In a joint news release, Sens. Jeanne Shaheen, D-N.H., and Pat Toomey, R-Pa., and Reps. Virginia Foxx, R-N.C., and Danny Davis, D-Ill., said, “Since 2008, the federal sugar support program has cost consumers and businesses as much as $4 billion per year.”
The Fair Sugar Policy Act would eliminate marketing allotments; provide more flexibility to the Agriculture Department to ensure an adequate sugar supply to the domestic market; provide for the temporary transfer of unused import quotas to other countries with import quotas; and repeal the Feedstock Flexibility Program and make other changes to the program.
“Reforming the federal sugar program is long overdue,” said Shaheen. “Our current policies create heavy costs for consumers and put American jobs at risk.”
“This bipartisan bill will help make reasonable, commonsense changes to the federal sugar support program to change harmful policies and help grow American businesses. It’s time for Congress to put special interests aside and work to reduce costs and protect American workers in New Hampshire and across the country.”
“The current sugar program is a bad deal for American consumers and federal taxpayers,” said Toomey.
“It is time to reform this corporate welfare program that hikes food costs for families and threatens thousands of well-paying jobs in Pennsylvania.”

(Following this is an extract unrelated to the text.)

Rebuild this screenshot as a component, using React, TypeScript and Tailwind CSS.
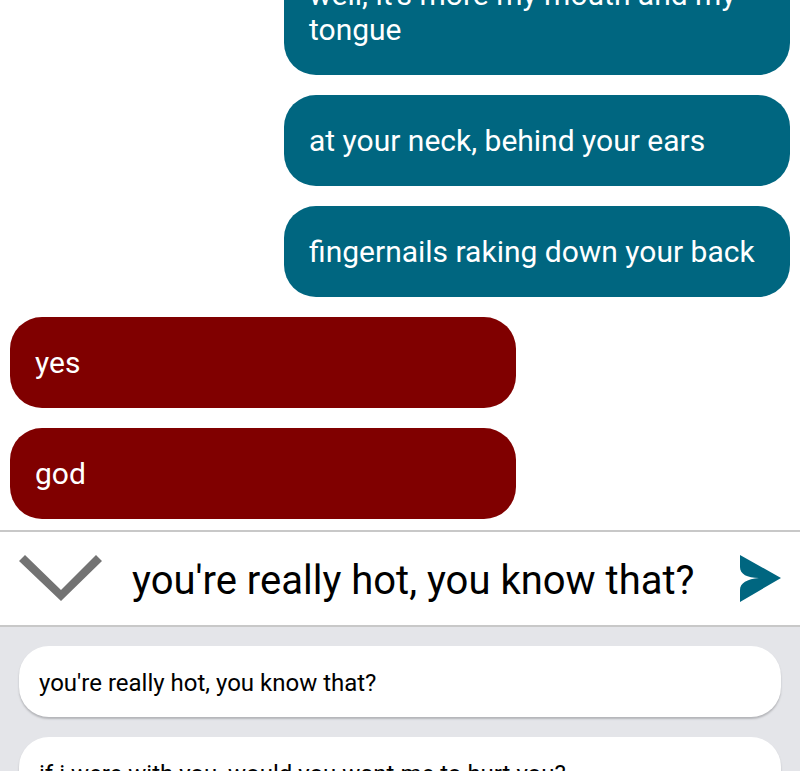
import { useState } from "react";

type Message = { from: "me" | "them"; text: string };

const messages: Message[] = [
  { from: "me", text: "well, it's more my mouth and my tongue" },
  { from: "me", text: "at your neck, behind your ears" },
  { from: "me", text: "fingernails raking down your back" },
  { from: "them", text: "yes" },
  { from: "them", text: "god" },
];

const suggestions = [
  "you're really hot, you know that?",
  "if i were with you, would you want me to hurt you?",
];

function Bubble({ message }: { message: Message }) {
  const side = message.from === "me" ? "self-end bg-[#006680]" : "self-start bg-[#800000]";
  return (
    <li className={`w-[calc(65%-1px)] shrink-0 rounded-[32px] px-[25px] py-7 text-[30px] leading-[35px] text-white ${side}`}>
      {message.text}
    </li>
  );
}

export default function App() {
  const [draft, setDraft] = useState(suggestions[0]);

  return (
    <main className="flex h-screen flex-col overflow-hidden bg-white font-[Roboto,sans-serif]">
      <ul className="flex min-h-0 flex-1 flex-col justify-end gap-5 overflow-hidden px-2.5 pb-[11px]">
        {messages.map((message) => (
          <Bubble key={message.text} message={message} />
        ))}
      </ul>

      <form
        className="flex h-[97px] shrink-0 items-center border-y-2 border-[#c8c8c8] px-[19px]"
        onSubmit={(event) => event.preventDefault()}
      >
        <button type="button" aria-label="Hide suggestions" className="shrink-0">
          <svg className="block" width="84" height="48" viewBox="0 0 84 48" fill="#737373">
            <path d="M0 6 L6 0 L42 35 L77 0 L83 6 L42 46 Z" />
          </svg>
        </button>
        <input
          aria-label="Message"
          className="ml-7 min-w-0 flex-1 bg-transparent pl-px pt-1 text-[40px] text-black outline-none"
          value={draft}
          onChange={(event) => setDraft(event.target.value)}
        />
        <button type="submit" aria-label="Send" className="shrink-0">
          <svg className="block" width="41" height="48" viewBox="0 0 41 48" fill="#006680">
            <path d="M0 0 L41 23 L0 47 V35 C0 28 7 24 19 23 C7 23 0 19 0 12 Z" />
          </svg>
        </button>
      </form>

      <section
        aria-label="Suggestions"
        className="flex h-36 shrink-0 flex-col gap-5 overflow-hidden bg-[#e4e5e9] px-[19px] pt-[19px]"
      >
        {suggestions.map((text) => (
          <button
            key={text}
            type="button"
            className="h-[71px] shrink-0 rounded-[30px] bg-white px-5 pt-0.5 text-left text-[24px] text-black shadow-[0_2px_2px_#b4b5b9]"
            onClick={() => setDraft(text)}
          >
            {text}
          </button>
        ))}
      </section>
    </main>
  );
}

“There is one single commodity program that has not been reformed in over 80 years, and it’s the U.S. sugar program,” Foxx said.
“Despite its toll on manufacturing jobs and up to $4 billion annual cost to consumers, year after year the government guarantees the sugar industry its profits. When the government stops picking winners and losers and opts for free market capitalism instead of crony-capitalism, the American people win, and that’s what these reforms are all about.”

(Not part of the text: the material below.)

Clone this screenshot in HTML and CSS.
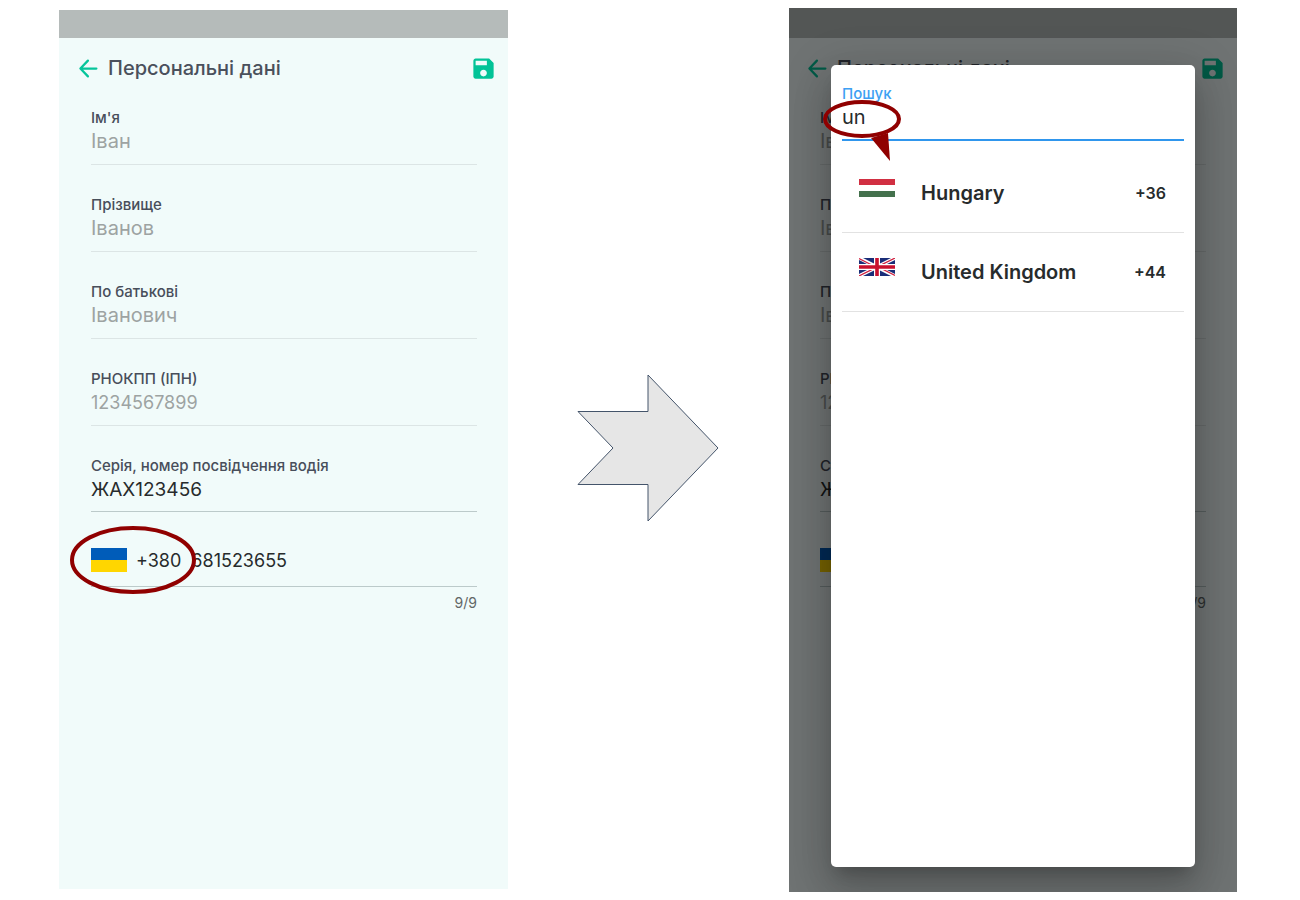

“The current U.S. sugar policy has kept the cost high for our Chicago-land area candy manufacturers and food processors,” Davis said.
“Our food processors that used sugar as an ingredient in their products pay twice as much for domestic sugar than the rest of the world. Chicago has lost thousands of jobs due to the protection programs for the sugar growers. We need sugar reform so that food companies are not forced to make difficult choices that effect thousands of jobs.”
The Sweetener Users Association, which represents industrial sugar users, praised the bill.
“American food and beverage manufacturers applaud the Fair Sugar Policy Act for the commonsense reform it would bring to the outdated and unnecessarily costly U.S. sugar program,” said Sweetener Users Association President Rick Pasco.
Phillip Hayes, a spokesman for the American Sugar Alliance, which represents cane and beet growers, said, “Sugar farmers, like others in rural America, have felt the negative effects of a prolonged recession and depressed commodity prices.”
“Unfortunately, a handful of farm policy critics continue to try and further harm the U.S. sugar industry by dismantling our successful no-cost sugar policy,” Hayes said.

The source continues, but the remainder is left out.